An architecture to build a multimodal dataset for gesture recognition

This project consist in two software architectures, one that allows to easily acquire data from the three available sensors (i.e. Kinect, Smartwatch and MOCAP) in order to build a multimodal dataset and the other one is to visualize the data stored. The dataset will be built for 5 types of gesture, namely pouring, drinking, sitting down, standing up and walking, using the sensors mentioned above.

Authors

Francesco Porta: [email protected]
Davide Piccinini: [email protected]
Sara Romano: [email protected]
Aurora Bertino: [email protected]
Silvana Andrea Civiletto: [email protected]

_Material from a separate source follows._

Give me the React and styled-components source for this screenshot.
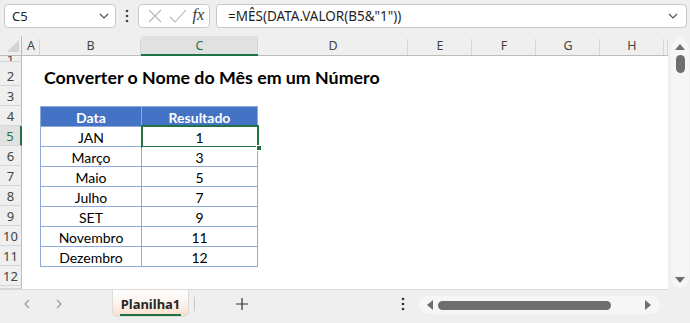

Architecture of the System

The “Gesture Sequence Generator” module is the implementation of the server of a service-client pattern; the “Experimenter GUI” represents all the graphical part of the architecture (divided into “Configuration UI”, which contains the management of the recording’s configuration, and “Communication with User UI”, where the user can control the recording and where images and time elapsed are displayed); the three “Sensor Modules” collect data from the sensors (MOCAP, Smartwatch and Kinect) and when they receive the signals from the Experimenter_GUI, they publish datas in a topics (one for each type of message); the three “Record Modules” read data from the topics published by the Sensor Modules and record them into a Rosbags; the “Conversion and Segmentation” module is commissioned to convert the data from “rosbag” to “csv” format, to assign certain labels to it and to segment them.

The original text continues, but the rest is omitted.